**Problem details**:
Give an exact copy of every line, leaving images out.
>>>
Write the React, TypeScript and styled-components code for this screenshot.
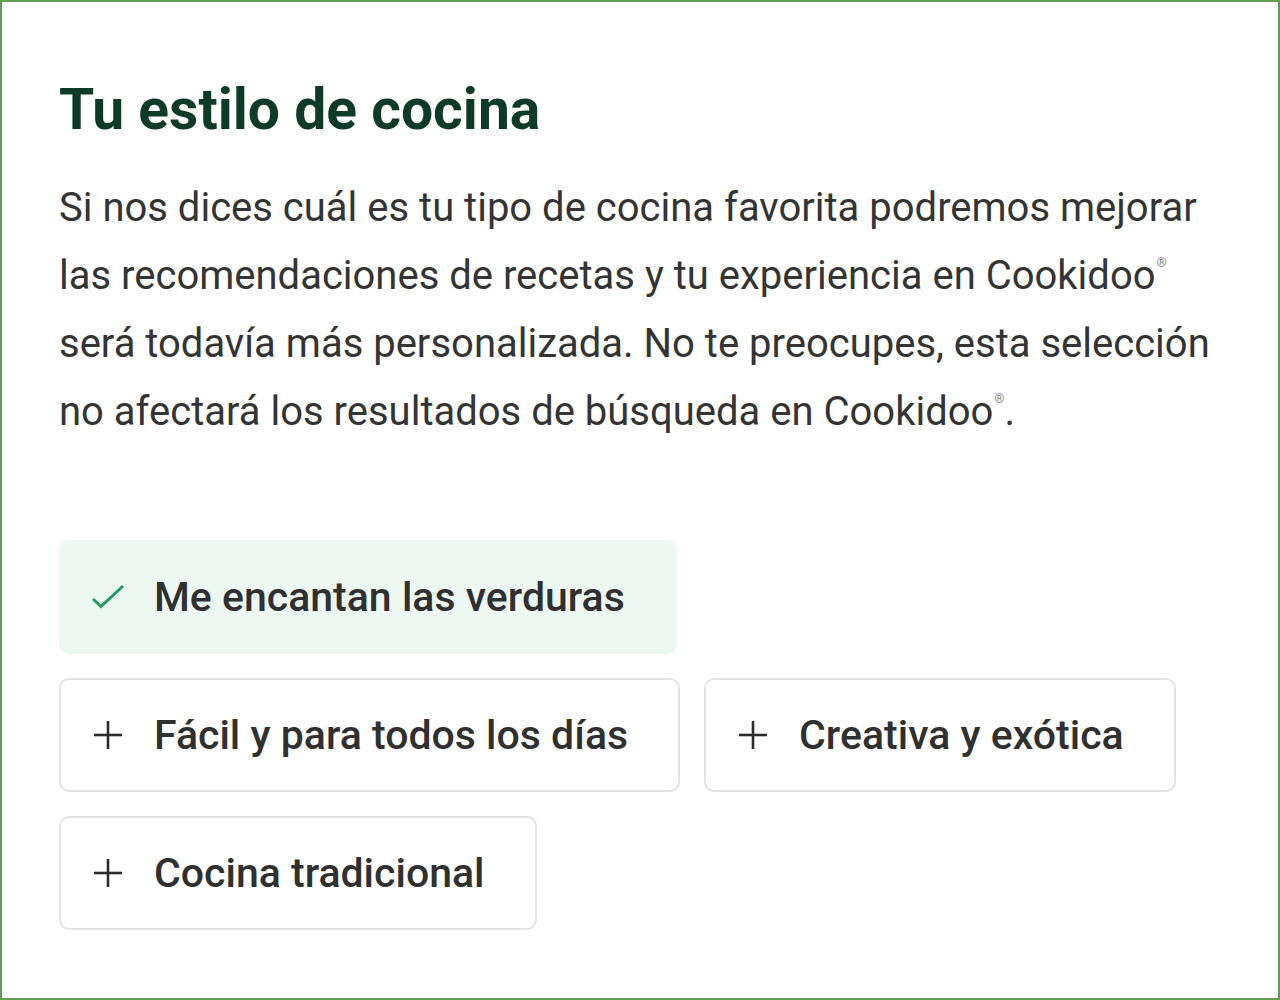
import React from 'react';
import styled, { createGlobalStyle } from 'styled-components';

const GlobalStyle = createGlobalStyle`
  html, body {
    margin: 0;
    padding: 0;
    background: #ffffff;
  }
  body {
    font-family: Roboto, "Noto Sans", Arial, sans-serif;
  }
`;

// --- Icons ---
const CheckIcon = () => (
  <svg width="34" height="34" viewBox="0 0 34 34" fill="none" stroke="#1f9d5c" strokeWidth="3"><polyline points="2 19 10 26.5 32 6" /></svg>
);

const PlusIcon = () => (
  <svg width="34" height="34" viewBox="0 0 34 34" fill="none" stroke="#2b2b2b" strokeWidth="2.6"><line x1="17" y1="3" x2="17" y2="31" /><line x1="3" y1="17" x2="31" y2="17" /></svg>
);

// --- Styled Components ---
const Frame = styled.div`
  box-sizing: border-box;
  width: 1280px;
  height: 1000px;
  border: 2px solid #629c4e;
  background: #ffffff;
  padding: 74px 56px 0 57px;
`;

const Title = styled.h1`
  margin: 0;
  font-size: 57px;
  line-height: 68px;
  font-weight: 700;
  color: #0d3b27;
`;

const Intro = styled.p`
  margin: 30px 0 0;
  font-size: 40px;
  line-height: 68px;
  font-weight: 400;
  color: #343434;
  max-width: 1160px;
`;

const Reg = styled.sup`
  display: inline-block;
  font-size: 13px;
  line-height: 13px;
  color: #888;
  vertical-align: 22px;
  margin-left: 1px;
`;

const ChipList = styled.div`
  display: flex;
  flex-wrap: wrap;
  gap: 24px;
  margin-top: 94px;
  max-width: 1164px;
`;

const Chip = styled.div<{ $selected?: boolean }>`
  box-sizing: border-box;
  height: 114px;
  display: flex;
  align-items: center;
  gap: 29px;
  padding: 0 50px 0 30px;
  border-radius: 10px;
  border: 2px solid ${({ $selected }) => ($selected ? '#eef8f3' : '#e4e4e4')};
  background: ${({ $selected }) => ($selected ? '#eef8f3' : '#ffffff')};
  font-size: 41px;
  font-weight: 500;
  color: #303030;
`;

const styles = [
  { label: 'Me encantan las verduras', selected: true },
  { label: 'Fácil y para todos los días', selected: false },
  { label: 'Creativa y exótica', selected: false },
  { label: 'Cocina tradicional', selected: false },
];

const App = () => (
  <>
    <GlobalStyle />
    <Frame>
      <Title>Tu estilo de cocina</Title>
      <Intro>
        Si nos dices cuál es tu tipo de cocina favorita podremos mejorar las recomendaciones de recetas y tu experiencia en Cookidoo<Reg>®</Reg> será todavía más personalizada. No te preocupes, esta selección no afectará los resultados de búsqueda en Cookidoo<Reg>®</Reg>.
      </Intro>
      <ChipList>
        {styles.map((s) => (
          <Chip key={s.label} $selected={s.selected}>
            {s.selected ? <CheckIcon /> : <PlusIcon />}
            {s.label}
          </Chip>
        ))}
      </ChipList>
    </Frame>
  </>
);

export default App;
<<<
**Task response**:
Write the React, TypeScript and styled-components code for this screenshot.
import React from 'react';
import styled, { createGlobalStyle } from 'styled-components';

const GlobalStyle = createGlobalStyle`
  html, body {
    margin: 0;
    padding: 0;
    background: #ffffff;
  }
  body {
    font-family: Roboto, "Noto Sans", Arial, sans-serif;
  }
`;

// --- Icons ---
const CheckIcon = () => (
  <svg width="34" height="34" viewBox="0 0 34 34" fill="none" stroke="#1f9d5c" strokeWidth="3"><polyline points="2 19 10 26.5 32 6" /></svg>
);

const PlusIcon = () => (
  <svg width="34" height="34" viewBox="0 0 34 34" fill="none" stroke="#2b2b2b" strokeWidth="2.6"><line x1="17" y1="3" x2="17" y2="31" /><line x1="3" y1="17" x2="31" y2="17" /></svg>
);

// --- Styled Components ---
const Frame = styled.div`
  box-sizing: border-box;
  width: 1280px;
  height: 1000px;
  border: 2px solid #629c4e;
  background: #ffffff;
  padding: 74px 56px 0 57px;
`;

const Title = styled.h1`
  margin: 0;
  font-size: 57px;
  line-height: 68px;
  font-weight: 700;
  color: #0d3b27;
`;

const Intro = styled.p`
  margin: 30px 0 0;
  font-size: 40px;
  line-height: 68px;
  font-weight: 400;
  color: #343434;
  max-width: 1160px;
`;

const Reg = styled.sup`
  display: inline-block;
  font-size: 13px;
  line-height: 13px;
  color: #888;
  vertical-align: 22px;
  margin-left: 1px;
`;

const ChipList = styled.div`
  display: flex;
  flex-wrap: wrap;
  gap: 24px;
  margin-top: 94px;
  max-width: 1164px;
`;

const Chip = styled.div<{ $selected?: boolean }>`
  box-sizing: border-box;
  height: 114px;
  display: flex;
  align-items: center;
  gap: 29px;
  padding: 0 50px 0 30px;
  border-radius: 10px;
  border: 2px solid ${({ $selected }) => ($selected ? '#eef8f3' : '#e4e4e4')};
  background: ${({ $selected }) => ($selected ? '#eef8f3' : '#ffffff')};
  font-size: 41px;
  font-weight: 500;
  color: #303030;
`;

const styles = [
  { label: 'Me encantan las verduras', selected: true },
  { label: 'Fácil y para todos los días', selected: false },
  { label: 'Creativa y exótica', selected: false },
  { label: 'Cocina tradicional', selected: false },
];

const App = () => (
  <>
    <GlobalStyle />
    <Frame>
      <Title>Tu estilo de cocina</Title>
      <Intro>
        Si nos dices cuál es tu tipo de cocina favorita podremos mejorar las recomendaciones de recetas y tu experiencia en Cookidoo<Reg>®</Reg> será todavía más personalizada. No te preocupes, esta selección no afectará los resultados de búsqueda en Cookidoo<Reg>®</Reg>.
      </Intro>
      <ChipList>
        {styles.map((s) => (
          <Chip key={s.label} $selected={s.selected}>
            {s.selected ? <CheckIcon /> : <PlusIcon />}
            {s.label}
          </Chip>
        ))}
      </ChipList>
    </Frame>
  </>
);

export default App;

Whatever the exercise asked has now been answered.